Voor het verlenen van verzorging is geen indicatiestelling nodig. Dit moet alleen bij verpleegkundige zorg, die niet door Zorgcentrum [x] werd verleend.
Zilveren Kruis heeft ten onrechte aangevoerd dat er geen btw in rekening mocht worden gebracht, dat mocht wel want er was een winstoogmerk.
Het is opmerkelijk dat Zilveren Kruis contact heeft gezocht met de commissaris van Zorgcentrum [x]. Voor inschrijving van een persoon als commissaris bij de Kamer van Koophandel is het nodig dat diegene zich legitimeert en een document ondertekent.
Er is geen sprake van verjaring. [naam 3] heeft tijdens zijn leven – in 2017 – een declaratie ingediend. Zorgcentrum [x] heeft in 2019 een brief verzonden aan Zilveren Kruis. Daarmee is de verjaring gestuit.
Het is zeer ongebruikelijk om te verzoeken om een proceskostenveroordeling ter hoogte van drie maal het liquidatietarief. Dat kan alleen bij misbruik van procesrecht en dat is hier niet zo.
In de administratie van Zilveren Kruis is niets te vinden over contact met [naam 3] over de rekeningen van Zorgcentrum [x]. Dit terwijl normaal gesproken elk telefonisch contact wordt geregistreerd in het klantcontactsysteem. Er is alleen de brief van 27 april 2017 en het is onduidelijk of [naam 3] die zelf heeft ondertekend. In reactie op de brief is uitgelegd wat er aan informatie ontbrak en daarop is ook niet gereageerd door of namens [naam 3] . In de dagvaarding staat ook dat [naam 3] zelf geen zorgkosten van Zorgcentrum [x] heeft gedeclareerd bij Zilveren Kruis.

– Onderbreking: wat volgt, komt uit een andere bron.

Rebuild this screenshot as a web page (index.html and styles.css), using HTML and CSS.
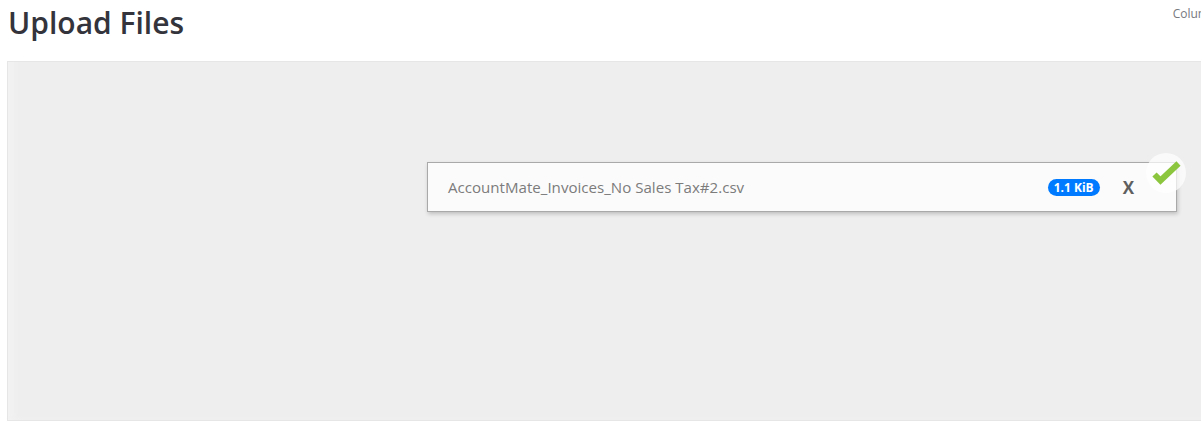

Zilveren Kruis vergoedt de kosten voor verzekerde niet-gecontracteerde zorg alleen aan de verzekerden zelf of aan hun erfgenamen. Dat kan niet aan anderen worden overgedragen volgens de polisvoorwaarden, ook niet aan de zorgaanbieder.
Ook voor verzorging is een indicatiestelling door een HBO-verpleegkundige nodig om in aanmerking te komen voor een vergoeding op grond van de ziektekostenverzekering.
In dit geval is volstrekt onduidelijk of er zorg is geleverd die volgens de polisvoorwaarden voor vergoeding in aanmerking kwam. En als dat zo zou zijn, dan was het [naam 3] die aanspraak kon maken op vergoeding, niet Zorgcentrum [x].